The promise of open data sharing and/oe services that exploit their data collection are hollow unless backed up legally in the ToS -or- a direct relationship with the consumer.
If they can sort that then this could be a brilliant development, but without it they’re just AWS Sports.
I have long wanted a way to use XaaS for free (as in freedom) solutions, but have been constrained by the need to pay on behalf of my users. The inability of the XaaS providers to let me pass the costs of service on to consumers in a way that is compelling and removes commercial risk from me as the solution provider has always been a deal breaker.
Will be watching carefully.
Any word if Xert is lined up for using this?
Thanks
As someone who has worked for an endurance sports fitness tracking platform for many years, I just wanted to say that there isn’t any shortage of smart people and startups trying to create new apps and services in this space. I find new “competitors” every week, sometimes multiple times a day. I’ve even found new ones that work out of the same building we do on more than one occasion. It’s true that keeping up with little changes that break things is an ongoing challenge, but from my perspective there are far greater challenges that must be overcome to succeed longterm, and they’re all things that readymade services will never be able to provide.
If someone could take the data from millions of users and actually see what works as far as making one faster…I’d pay a good bit of money for that.

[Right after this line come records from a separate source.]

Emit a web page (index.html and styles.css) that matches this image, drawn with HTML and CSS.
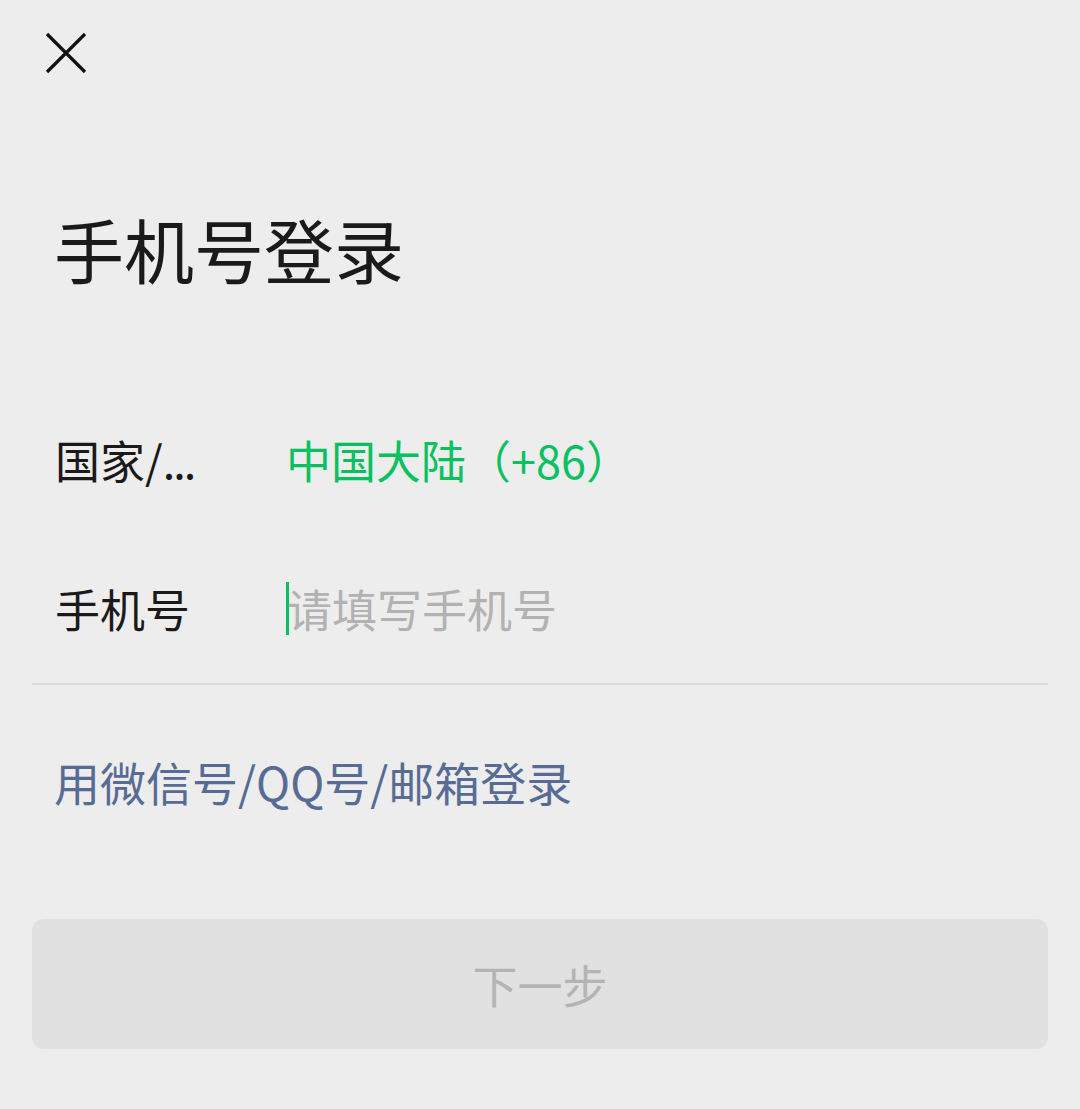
FILE: index.html
```html
<!DOCTYPE html>
<html lang="zh-CN">
<head>
<meta charset="utf-8">
<title>手机号登录</title>
<link rel="stylesheet" href="styles.css">
</head>
<body>
<div class="page">
  <div class="topbar">
    <svg class="close" width="42" height="42" viewBox="0 0 42 42" aria-label="关闭">
      <path d="M2 2 L40 40 M40 2 L2 40" stroke="#111" stroke-width="3.2" fill="none"/>
    </svg>
  </div>
  <h1 class="title">手机号登录</h1>
  <div class="form">
    <div class="row">
      <div class="label">国家/<span class="dots">...</span></div>
      <div class="value green">中国大陆（+86）</div>
    </div>
    <div class="row row-line">
      <div class="label">手机号</div>
      <div class="value input"><span class="caret"></span><span class="placeholder">请填写手机号</span></div>
    </div>
  </div>
  <div class="alt">用微信号/QQ号/邮箱登录</div>
  <div class="btn">下一步</div>
</div>
</body>
</html>
```

FILE: styles.css
```css
html, body {
  margin: 0;
  padding: 0;
  background: #ededed;
}
body {
  font-family: "Noto Sans CJK SC", "Noto Sans", sans-serif;
  color: #1a1a1a;
}
.page {
  padding: 0 32px;
  height: 1109px;
  box-sizing: border-box;
}
.topbar {
  padding-top: 32px;
  padding-left: 13px;
  height: 42px;
}
.close {
  display: block;
}
.title {
  margin: 125px 0 0 22px;
  font-size: 70px;
  font-weight: 400;
  line-height: 100px;
  height: 100px;
  color: #1a1a1a;
}
.form {
  margin-top: 85px;
}
.row {
  display: flex;
  align-items: center;
  height: 150px;
  padding-left: 23px;
  font-size: 45px;
}
.row-line {
  border-bottom: 2px solid #d8d8d8;
  height: 149px;
}
.label {
  width: 231px;
  flex: none;
  color: #1a1a1a;
}
.dots {
  letter-spacing: -2px;
}
.value {
  flex: 1;
}
.green {
  color: #07c160;
}
.input {
  display: flex;
  align-items: center;
}
.caret {
  display: inline-block;
  width: 3px;
  height: 53px;
  background: #07c160;
  margin-left: 0;
  margin-right: -2px;
}
.placeholder {
  color: #b2b2b2;
}
.alt {
  margin-top: 62px;
  padding-left: 22px;
  font-size: 46px;
  line-height: 68px;
  color: #576b95;
}
.btn {
  margin-top: 104px;
  height: 130px;
  border-radius: 12px;
  background: #e1e1e1;
  color: #b4b4b4;
  font-size: 45px;
  display: flex;
  align-items: center;
  justify-content: center;
}
```
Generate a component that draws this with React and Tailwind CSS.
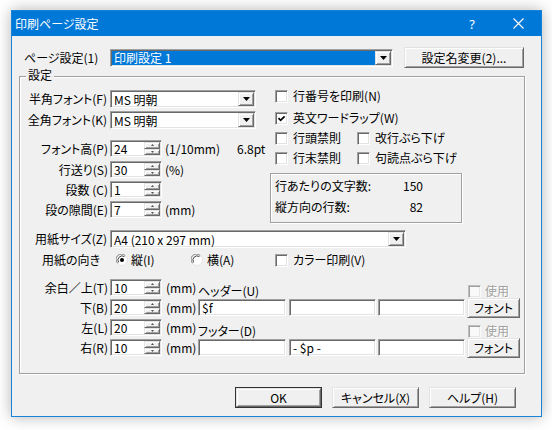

Strava premium takes a stab at it, but it’s basically train harder and you’ll be faster. While that’s likely true, I’m sure there are smart and dumb ways to approach that philosophy.
Problem would be the accuracy of the data. I can’t be the only one whose measured HR starts spiking at 190 when running at an easy pace or drops to 90 in the middle of an interval (no, not my real HR). Or those times I just forget my monitor, the twice/week weight workouts I don’t record, etc.
Any news from this? With the latest strava change there might be a good time now…too many services depend on strava for their data sync….
Ray, what do you think?
Interesting to re-read this now, as we all get kicked off Today’s Plan by Specialized.